→ **Available data**:
═══
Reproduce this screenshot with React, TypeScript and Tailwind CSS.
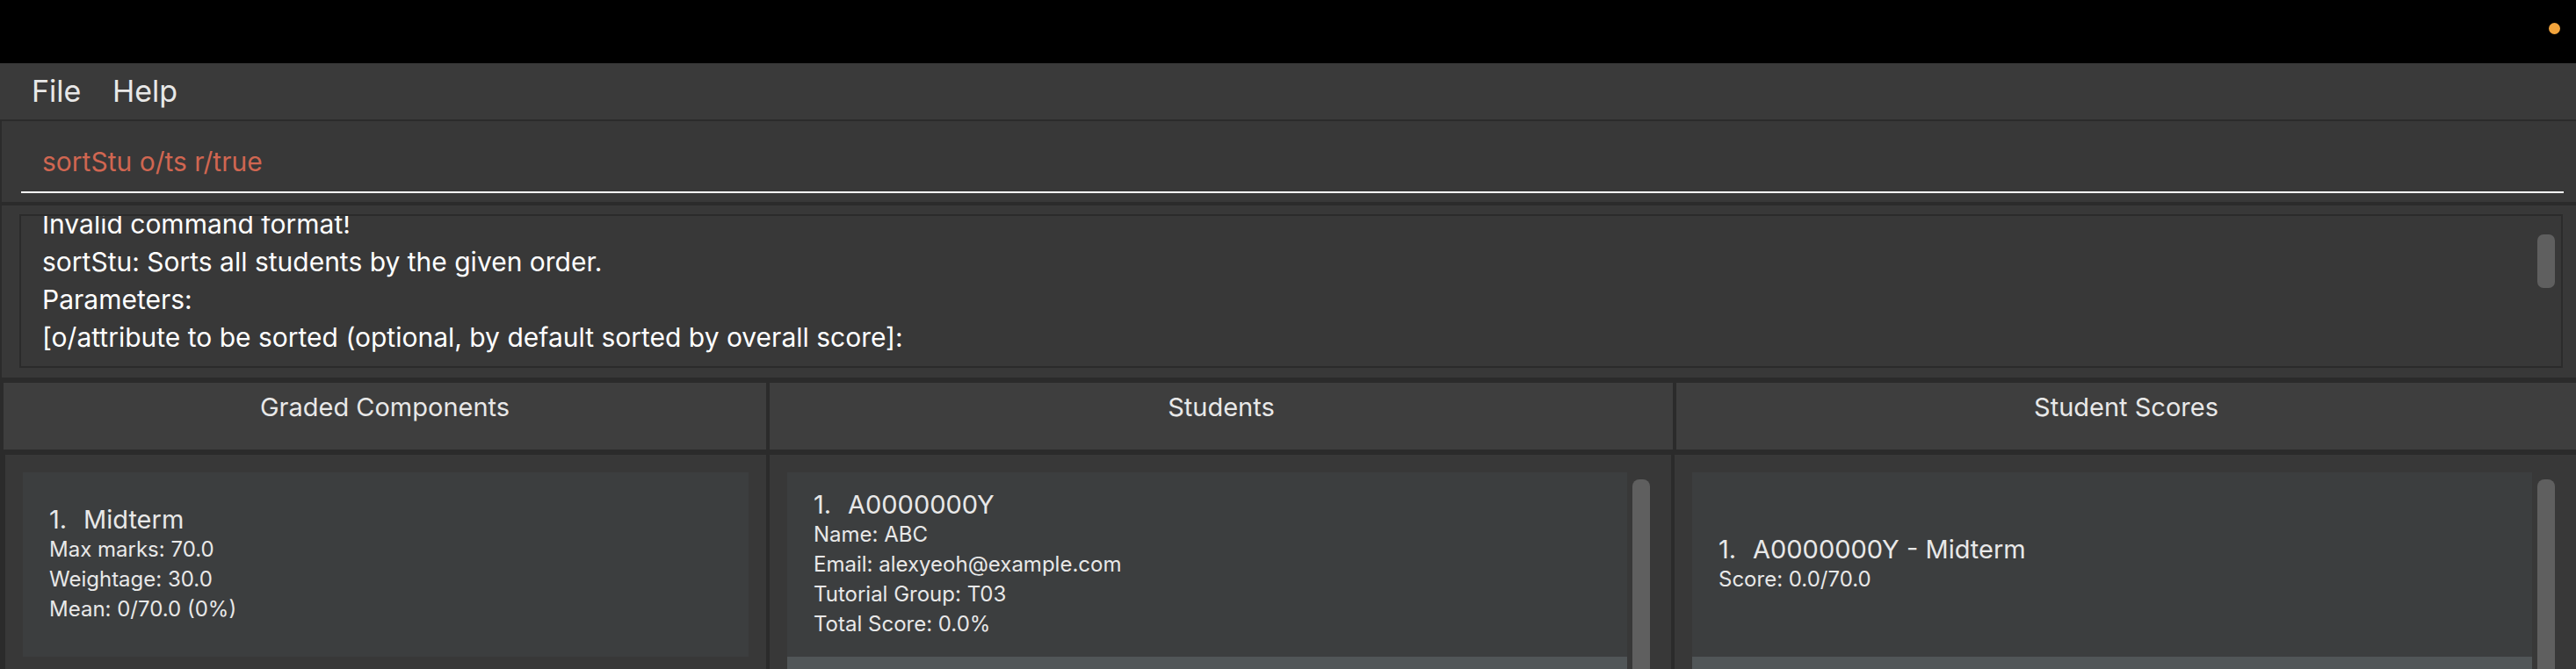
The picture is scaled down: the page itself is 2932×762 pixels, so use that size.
function Card({ title, lines }: { title: string; lines: string[] }) {
  return (
    <div className="h-[210px] shrink-0 bg-[#3c3e3f] flex flex-col justify-center pl-[30px] text-[#e8e8e8]">
      <div className="flex text-[29px] leading-[34px]">
        <span className="inline-block w-[39px]">1.</span>
        <span>{title}</span>
      </div>
      {lines.map((line) => (
        <div key={line} className="text-[24px] leading-[34px]">
          {line}
        </div>
      ))}
    </div>
  );
}

function ListPanel({ children }: { children: React.ReactNode }) {
  return (
    <div className="flex-1 flex bg-[#383838] pt-[20px] pl-[20px]">
      <div className="w-[956px] flex flex-col">
        {children}
        {/* next (odd) cell peeking out below */}
        <div className="h-[200px] shrink-0 bg-[#515658]" />
      </div>
      <div className="ml-[6px] mt-[8px] w-[20px] h-[300px] rounded-t-[8px] bg-[#5f5f5f]" />
    </div>
  );
}

const result = [
  "Invalid command format!",
  "sortStu: Sorts all students by the given order.",
  "Parameters:",
  "[o/attribute to be sorted (optional, by default sorted by overall score]:",
];

export default function App() {
  return (
    <div className="h-[762px] w-[2932px] overflow-hidden flex flex-col bg-[#2b2b2b] font-['Inter',sans-serif]">
      {/* window title bar */}
      <div className="h-[72px] shrink-0 bg-black flex items-center justify-end pr-[18px]">
        <div className="w-[13px] h-[13px] -mt-[8px] rounded-full bg-[#f2a43c]" />
      </div>

      {/* menu bar */}
      <div className="h-[64px] shrink-0 bg-[#3a3a3a] flex items-center pl-[36px] text-[34px] leading-none text-[#e8e8e8]">
        <span className="inline-block w-[92px]">File</span>
        <span>Help</span>
      </div>

      {/* command box */}
      <div className="mt-[2px] ml-[2px] h-[92px] shrink-0 bg-[#383838] flex flex-col pt-[31px]">
        <div className="pl-[46px] text-[30px] leading-none text-[#d06651]">sortStu o/ts r/true</div>
        <div className="mt-[19px] ml-[22px] w-[2894px] h-[2px] bg-white" />
      </div>

      {/* result display */}
      <div className="mt-[4px] ml-[2px] h-[196px] shrink-0 bg-[#383838] pt-[10px] pl-[20px] pr-[15px]">
        <div className="h-[175px] border-2 border-[#2b2b2b] overflow-hidden flex">
          <div className="flex-1 pl-[24px] -mt-[12px] text-[30px] leading-[43px] text-white">
            {result.map((line) => (
              <div key={line} className="whitespace-nowrap">
                {line}
              </div>
            ))}
          </div>
          <div className="mt-[21px] mr-[7px] w-[20px] h-[61px] shrink-0 rounded-[7px] bg-[#5f5f5f]" />
        </div>
      </div>

      {/* panel headers */}
      <div className="mt-[6px] h-[76px] shrink-0 flex pl-[4px] gap-[4px] text-[29px] leading-none text-[#e8e8e8] text-center">
        <div className="w-[868px] bg-[#3e3e3e] pt-[13px]">Graded Components</div>
        <div className="w-[1028px] bg-[#3e3e3e] pt-[13px]">Students</div>
        <div className="flex-1 bg-[#3e3e3e] pt-[13px]">Student Scores</div>
      </div>

      {/* panel bodies */}
      <div className="mt-[6px] flex-1 flex pl-[6px] gap-[4px] overflow-hidden">
        <div className="w-[866px] bg-[#383838] pt-[20px] pl-[20px]">
          <div className="w-[826px]">
            <Card title="Midterm" lines={["Max marks: 70.0", "Weightage: 30.0", "Mean: 0/70.0 (0%)"]} />
          </div>
        </div>
        <div className="w-[1026px] flex">
          <ListPanel>
            <Card
              title="A0000000Y"
              lines={["Name: ABC", "Email: alexyeoh@example.com", "Tutorial Group: T03", "Total Score: 0.0%"]}
            />
          </ListPanel>
        </div>
        <div className="flex-1 flex">
          <ListPanel>
            <Card title="A0000000Y - Midterm" lines={["Score: 0.0/70.0"]} />
          </ListPanel>
        </div>
      </div>
    </div>
  );
}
═══
→ **Problem description**: Write the listing above out again exactly, dropping each image.

→ **Full answer**:
Reproduce this screenshot with React, TypeScript and Tailwind CSS.
The picture is scaled down: the page itself is 2932×762 pixels, so use that size.
function Card({ title, lines }: { title: string; lines: string[] }) {
  return (
    <div className="h-[210px] shrink-0 bg-[#3c3e3f] flex flex-col justify-center pl-[30px] text-[#e8e8e8]">
      <div className="flex text-[29px] leading-[34px]">
        <span className="inline-block w-[39px]">1.</span>
        <span>{title}</span>
      </div>
      {lines.map((line) => (
        <div key={line} className="text-[24px] leading-[34px]">
          {line}
        </div>
      ))}
    </div>
  );
}

function ListPanel({ children }: { children: React.ReactNode }) {
  return (
    <div className="flex-1 flex bg-[#383838] pt-[20px] pl-[20px]">
      <div className="w-[956px] flex flex-col">
        {children}
        {/* next (odd) cell peeking out below */}
        <div className="h-[200px] shrink-0 bg-[#515658]" />
      </div>
      <div className="ml-[6px] mt-[8px] w-[20px] h-[300px] rounded-t-[8px] bg-[#5f5f5f]" />
    </div>
  );
}

const result = [
  "Invalid command format!",
  "sortStu: Sorts all students by the given order.",
  "Parameters:",
  "[o/attribute to be sorted (optional, by default sorted by overall score]:",
];

export default function App() {
  return (
    <div className="h-[762px] w-[2932px] overflow-hidden flex flex-col bg-[#2b2b2b] font-['Inter',sans-serif]">
      {/* window title bar */}
      <div className="h-[72px] shrink-0 bg-black flex items-center justify-end pr-[18px]">
        <div className="w-[13px] h-[13px] -mt-[8px] rounded-full bg-[#f2a43c]" />
      </div>

      {/* menu bar */}
      <div className="h-[64px] shrink-0 bg-[#3a3a3a] flex items-center pl-[36px] text-[34px] leading-none text-[#e8e8e8]">
        <span className="inline-block w-[92px]">File</span>
        <span>Help</span>
      </div>

      {/* command box */}
      <div className="mt-[2px] ml-[2px] h-[92px] shrink-0 bg-[#383838] flex flex-col pt-[31px]">
        <div className="pl-[46px] text-[30px] leading-none text-[#d06651]">sortStu o/ts r/true</div>
        <div className="mt-[19px] ml-[22px] w-[2894px] h-[2px] bg-white" />
      </div>

      {/* result display */}
      <div className="mt-[4px] ml-[2px] h-[196px] shrink-0 bg-[#383838] pt-[10px] pl-[20px] pr-[15px]">
        <div className="h-[175px] border-2 border-[#2b2b2b] overflow-hidden flex">
          <div className="flex-1 pl-[24px] -mt-[12px] text-[30px] leading-[43px] text-white">
            {result.map((line) => (
              <div key={line} className="whitespace-nowrap">
                {line}
              </div>
            ))}
          </div>
          <div className="mt-[21px] mr-[7px] w-[20px] h-[61px] shrink-0 rounded-[7px] bg-[#5f5f5f]" />
        </div>
      </div>

      {/* panel headers */}
      <div className="mt-[6px] h-[76px] shrink-0 flex pl-[4px] gap-[4px] text-[29px] leading-none text-[#e8e8e8] text-center">
        <div className="w-[868px] bg-[#3e3e3e] pt-[13px]">Graded Components</div>
        <div className="w-[1028px] bg-[#3e3e3e] pt-[13px]">Students</div>
        <div className="flex-1 bg-[#3e3e3e] pt-[13px]">Student Scores</div>
      </div>

      {/* panel bodies */}
      <div className="mt-[6px] flex-1 flex pl-[6px] gap-[4px] overflow-hidden">
        <div className="w-[866px] bg-[#383838] pt-[20px] pl-[20px]">
          <div className="w-[826px]">
            <Card title="Midterm" lines={["Max marks: 70.0", "Weightage: 30.0", "Mean: 0/70.0 (0%)"]} />
          </div>
        </div>
        <div className="w-[1026px] flex">
          <ListPanel>
            <Card
              title="A0000000Y"
              lines={["Name: ABC", "Email: alexyeoh@example.com", "Tutorial Group: T03", "Total Score: 0.0%"]}
            />
          </ListPanel>
        </div>
        <div className="flex-1 flex">
          <ListPanel>
            <Card title="A0000000Y - Midterm" lines={["Score: 0.0/70.0"]} />
          </ListPanel>
        </div>
      </div>
    </div>
  );
}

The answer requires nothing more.